[start of DATA PROVIDED]

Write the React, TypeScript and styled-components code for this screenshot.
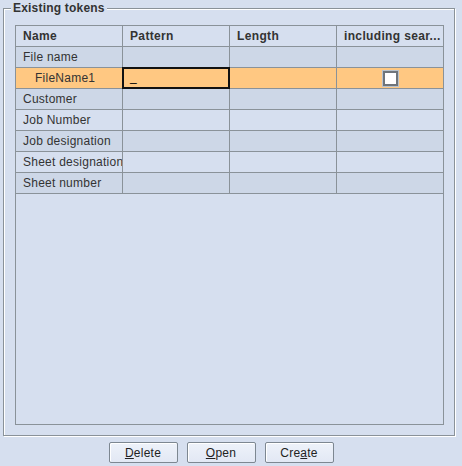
import React from 'react';
import styled, { createGlobalStyle } from 'styled-components';

const GlobalStyle = createGlobalStyle`
  html, body { margin: 0; padding: 0; background: #d6dfef; }
  body { font-family: "Liberation Sans", Arial, sans-serif; font-size: 12px; color: #333; }
`;

const Window = styled.div`
  width: 462px;
  height: 466px;
  background: #d6dfef;
  padding-top: 8px;
  box-sizing: border-box;
`;

const Group = styled.div`
  position: relative;
  margin-left: 3px;
  width: 452px;
  height: 428px;
  box-sizing: border-box;
  border: 1px solid #8a9299;
  box-shadow: 1px 1px 0 #fff, inset 1px 1px 0 #fff;
  padding: 16px 10px 10px 11px;
`;

const Title = styled.span`
  position: absolute;
  left: 7px;
  top: -9px;
  padding: 0 2px;
  background: #d6dfef;
  font-weight: bold;
  font-size: 12px;
  letter-spacing: 0.2px;
  color: #333;
  line-height: 16px;
`;

const ScrollPane = styled.div`
  height: 400px;
  border: 1px solid #8a9299;
  box-sizing: border-box;
  background: #d6dfef;
`;

const Row = styled.div<{ $bg: string }>`
  display: grid;
  grid-template-columns: 107px 107px 107px 1fr;
  height: 21px;
  background: ${p => p.$bg};
  border-bottom: 1px solid #8a9299;
  box-sizing: border-box;
`;

const Cell = styled.div<{ $bold?: boolean; $indent?: number; $last?: boolean }>`
  display: flex;
  align-items: center;
  padding-left: ${p => p.$indent ?? 7}px;
  border-right: ${p => (p.$last ? 'none' : '1px solid #8a9299')};
  font-weight: ${p => (p.$bold ? 'bold' : 'normal')};
  letter-spacing: ${p => (p.$bold ? 0.35 : 0.25)}px;
  white-space: nowrap;
  overflow: hidden;
  color: #333;
`;

const EditorCell = styled.div`
  border: 2px solid #111;
  margin: -1px 0 -1px -1px;
  display: flex;
  align-items: flex-end;
  padding: 0 0 3px 6px;
  font-size: 12px;
  color: #000;
`;

const CheckCell = styled.div`
  display: flex;
  align-items: center;
  justify-content: center;
`;

const Check = styled.span`
  width: 11px;
  height: 11px;
  background: #fff;
  border: 2px solid #6f757b;
  outline: 1px solid #b8c2cc;
`;

const ButtonBar = styled.div`
  display: flex;
  justify-content: center;
  gap: 9px;
  padding: 6px 20px 0 0;
`;

const Button = styled.button`
  width: 69px;
  height: 21px;
  border: 1px solid #7d8791;
  border-radius: 2px;
  background: linear-gradient(#eef2fa, #e2e8f4);
  box-shadow: inset 1px 1px 0 #fff;
  font-family: "Liberation Sans", Arial, sans-serif;
  font-size: 12px;
  letter-spacing: 0.25px;
  color: #222;
  padding: 0;
  u { text-decoration: underline; }
`;

const DARK = '#cdd7e7';
const LIGHT = '#d6dfef';

const names = ['File name', 'FileName1', 'Customer', 'Job Number', 'Job designation', 'Sheet designation', 'Sheet number'];

export default function App() {
  return (
    <Window>
      <GlobalStyle />
      <Group>
        <Title>Existing tokens</Title>
        <ScrollPane>
          <Row $bg={LIGHT}>
            <Cell $bold>Name</Cell>
            <Cell $bold>Pattern</Cell>
            <Cell $bold>Length</Cell>
            <Cell $bold $last>including sear...</Cell>
          </Row>
          {names.map((n, i) => {
            const selected = i === 1;
            const bg = selected ? '#ffc882' : i % 2 === 0 ? DARK : LIGHT;
            return (
              <Row key={n} $bg={bg}>
                <Cell $indent={selected ? 19 : 7}>{n}</Cell>
                {selected ? <EditorCell>_</EditorCell> : <Cell />}
                <Cell />
                {selected ? (
                  <CheckCell>
                    <Check />
                  </CheckCell>
                ) : (
                  <Cell $last />
                )}
              </Row>
            );
          })}
        </ScrollPane>
      </Group>
      <ButtonBar>
        <Button><u>D</u>elete</Button>
        <Button><u>O</u>pen</Button>
        <Button>Cre<u>a</u>te</Button>
      </ButtonBar>
    </Window>
  );
}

[end of DATA PROVIDED]

■ **WHAT YOU WILL DO**
Extract every line containing the string "React" from the material.

■ **EXPECTED OUTPUT**
Write the React, TypeScript and styled-components code for this screenshot.
import React from 'react';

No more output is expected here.